Each canton has its own constitution, legislature, government and courts. Most of the cantons' legislatures are unicameral parliaments, their size varying between fifty-eight and two hundred seats. A few legislatures are general assemblies known as Landsgemeinden. The cantonal governments consist of either five or seven members, depending on the canton. For the names of the institutions, see List of legislative and executive councils of the Cantons of Switzerland.
The Swiss Federal Constitution declares the cantons to be sovereign to the extent their sovereignty is not limited by federal law. The cantons also retain all powers and competencies not delegated to the Confederation by the Constitution. Most significantly, the cantons are responsible for healthcare, welfare, law enforcement and public education; they also retain the power of taxation. The cantonal constitutions determine the degree of autonomy accorded to the municipalities, which varies but almost always includes the power to levy taxes and pass municipal laws. The sizes of the cantons vary from 37 km² to 7,105 km²; the populations vary from 14,900 to 1,244,400.
As on the federal level, all cantons provide for direct democracy. Citizens may demand a popular vote to amend the cantonal constitution or laws, or to veto laws or spending bills passed by the parliament. General popular assemblies (Landsgemeinde) are now limited to the cantons of Appenzell Innerrhoden and Glarus. In all other cantons democratic rights are exercised by secret ballot.

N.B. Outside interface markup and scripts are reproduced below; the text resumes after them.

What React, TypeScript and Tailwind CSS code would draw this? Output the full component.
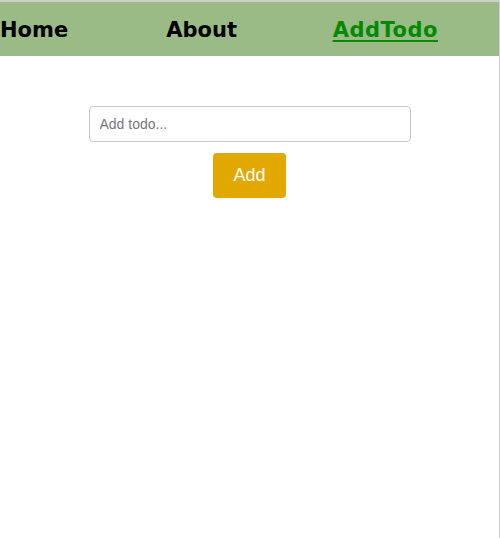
import React from "react";

export default function App() {
  return (
    <div className="h-[538px] w-[500px] border-t-2 border-r border-[#cfcfcf] bg-white">
      <nav className="grid h-[54px] grid-cols-3 items-center bg-[#9bbb86] pt-[4px] font-['DejaVu_Sans',sans-serif] text-[21px] font-bold text-black">
        <a className="block">Home</a>
        <a className="block">About</a>
        <a className="block tracking-[0.5px] text-[#008a00] underline decoration-2 underline-offset-[3px]">AddTodo</a>
      </nav>
      <div className="flex flex-col items-center pt-[50px] font-['Liberation_Sans',Arial,sans-serif]">
        <input
          className="h-[36px] w-[322px] rounded-[4px] border border-[#c8c8c8] px-[10px] text-[14px] text-black placeholder:text-[#777] outline-none"
          placeholder="Add todo..."
        />
        <button className="mt-[11px] h-[45px] w-[73px] rounded-[4px] bg-[#e1a800] text-[18px] text-white">
          Add
        </button>
      </div>
    </div>
  );
}
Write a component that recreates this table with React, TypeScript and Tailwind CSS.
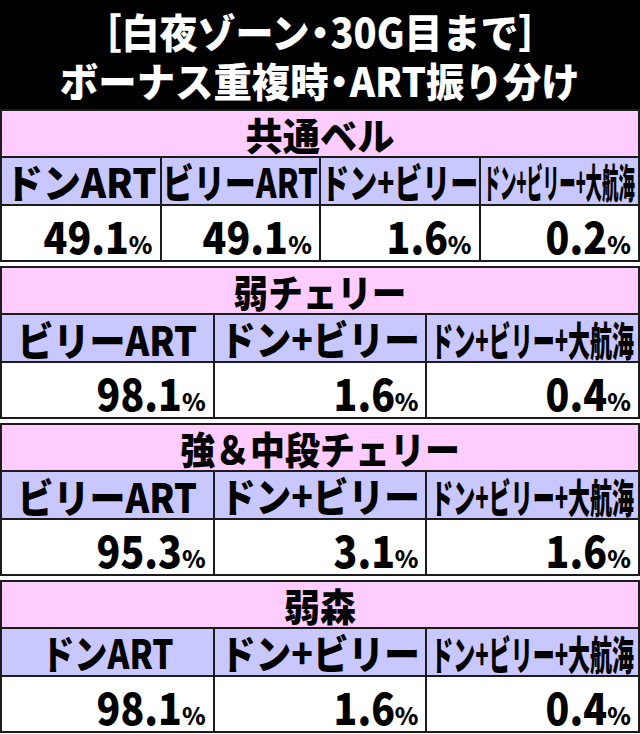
type Col = { label: string; size: string; value: string };
type Block = { title: string; titleScale: string; cols: Col[] };

// labels are condensed by setting a small font and stretching it back up vertically,
// so the layout box stays as wide as the visible text
const blocks: Block[] = [
  {
    title: '共通ベル',
    titleScale: 'scale-x-[0.98]',
    cols: [
      { label: 'ドンART', size: 'text-[38px] scale-y-[1.053]', value: '49.1' },
      { label: 'ビリーART', size: 'text-[31.2px] scale-y-[1.282]', value: '49.1' },
      { label: 'ドン+ビリー', size: 'text-[28px] scale-y-[1.429]', value: '1.6' },
      { label: 'ドン+ビリー+大航海', size: 'text-[16.4px] scale-y-[2.439]', value: '0.2' },
    ],
  },
  {
    title: '弱チェリー',
    titleScale: 'scale-x-[0.91]',
    cols: [
      { label: 'ビリーART', size: 'text-[36px] scale-y-[1.111]', value: '98.1' },
      { label: 'ドン+ビリー', size: 'text-[35.6px] scale-y-[1.124]', value: '1.6' },
      { label: 'ドン+ビリー+大航海', size: 'text-[22px] scale-y-[1.818]', value: '0.4' },
    ],
  },
  {
    title: '強＆中段チェリー',
    titleScale: 'scale-x-[0.92]',
    cols: [
      { label: 'ビリーART', size: 'text-[36px] scale-y-[1.111]', value: '95.3' },
      { label: 'ドン+ビリー', size: 'text-[35.6px] scale-y-[1.124]', value: '3.1' },
      { label: 'ドン+ビリー+大航海', size: 'text-[22px] scale-y-[1.818]', value: '1.6' },
    ],
  },
  {
    title: '弱森',
    titleScale: 'scale-x-[0.95]',
    cols: [
      { label: 'ドンART', size: 'text-[33.2px] scale-y-[1.205]', value: '98.1' },
      { label: 'ドン+ビリー', size: 'text-[35.6px] scale-y-[1.124]', value: '1.6' },
      { label: 'ドン+ビリー+大航海', size: 'text-[22px] scale-y-[1.818]', value: '0.4' },
    ],
  },
];

function Table({ block }: { block: Block }) {
  const grid = block.cols.length === 4 ? 'grid-cols-4' : 'grid-cols-3';
  return (
    <div className="flex flex-col gap-[2px] border-2 border-[#1c1c1c] bg-[#1c1c1c]">
      <div className="flex h-[45px] items-center justify-center bg-[#ffccff]">
        <span className={`inline-block whitespace-nowrap text-[38px] leading-[45px] font-black ${block.titleScale}`}>
          {block.title}
        </span>
      </div>
      <div className={`grid ${grid} gap-[2px]`}>
        {block.cols.map((c, i) => (
          <div key={i} className="flex h-[46px] items-center justify-center bg-[#c8c8ff]">
            <span className={`inline-block whitespace-nowrap leading-none font-black ${c.size}`}>
              {c.label}
            </span>
          </div>
        ))}
      </div>
      <div className={`grid ${grid} gap-[2px]`}>
        {block.cols.map((c, i) => (
          <div key={i} className="flex h-[54px] items-center justify-end bg-white pr-[7px] pt-[4px]">
            <span className="flex items-baseline font-black">
              <span className="inline-block origin-right scale-x-[0.89] text-[44px] leading-[44px]">{c.value}</span>
              <span className="text-[24px] leading-none">%</span>
            </span>
          </div>
        ))}
      </div>
    </div>
  );
}

export default function App() {
  return (
    <div className="w-[640px] bg-white font-['Noto_Sans_CJK_JP',sans-serif] text-black">
      <header className="flex h-[109px] flex-col items-center bg-black pt-[7px] text-white">
        <div className="inline-block scale-x-[0.95] whitespace-nowrap text-[40px] leading-[49px] font-black">
          ［白夜ゾーン<span className="-mx-[9px]">・</span>30G目まで］
        </div>
        <div className="inline-block scale-x-[0.96] whitespace-nowrap text-[40px] leading-[49px] font-black">
          ボーナス重複時<span className="-mx-[9px]">・</span>ART振り分け
        </div>
      </header>
      <div className="flex flex-col gap-[4px]">
        {blocks.map((b, i) => (
          <Table key={i} block={b} />
        ))}
      </div>
    </div>
  );
}
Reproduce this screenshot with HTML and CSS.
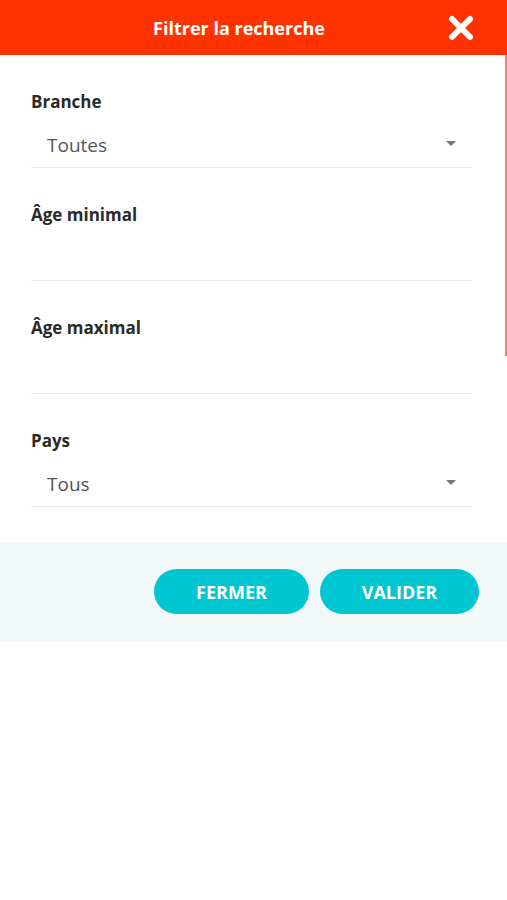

|Flag||Abbr||Canton||Since||Capital||Population¹||Area²||Density³||№ munic.¹||Official languages|
|BS||Basel-Stadt (Basel-City)||1501 (part of Basel until 1833)||Basel||186,700||37||5,072||3||German|
|BL||Basel-Landschaft (Basel-Country)||1501 (part of Basel until 1833)||Liestal||261,400||518||502||86||German|
|AR||Appenzell Ausserrhoden (Outer Rhodes)||1513 (part of Appenzell until 1597)||Herisau / Trogen4||53,200||243||220||20||German|
|AI||Appenzell Innerrhoden (Inner Rhodes)||1513 (part of Appenzell until 1597)||Appenzell||15,000||173||87||6||German|
|SG||St. Gallen (St. Gall)||1803||St. Gallen||452,600||2,026||222||90||German|
|GR||Graubünden (Grisons)||1803||Chur||185,700||7,105||26||211||German, Romansh, Italian|
|TG||Thurgau (Thurgovia)||1803||Frauenfeld / Weinfelden5||228,200||991||229||80||German|
|JU||Jura||1979 (previously part of Bern)||Delémont||69,100||838||82||83||French|
|CH||Switzerland||Bern||7,261,200||41,285||174||2,890||German, French, Italian, Romansh|
The two-letter abbreviations for Swiss cantons are widely used, e.g. on car license plates and in the ISO 3166-2 codes (with the prefix "CH-", i.e. CH-SZ for the canton of Schwyz).
Six cantons – Obwalden, Nidwalden, Appenzell Innerrhoden, Appenzell Ausserrhoden, Basel-City and Basel-Country – have traditionally been called "half-cantons" or "demicantons". This term is now deprecated by constitutional scholars, as the 1999 constitution lists 26 equal cantons. The appellation "cantons with half a cantonal vote" has recently come in use in official and legal texts.
The region of Unterwalden has, in the historical record, always been divided into the half-cantons of Obwalden and Nidwalden. The other four half-cantons have resulted from the division of a preexisting canton: The canton of Appenzell split into the half-cantons of Innerrhoden and Ausserrhoden in 1597 as a result of the Reformation. The canton of Basel was divided into the half-cantons of Basel-City and Basel-Country after a revolt of the Basel countryside in 1833.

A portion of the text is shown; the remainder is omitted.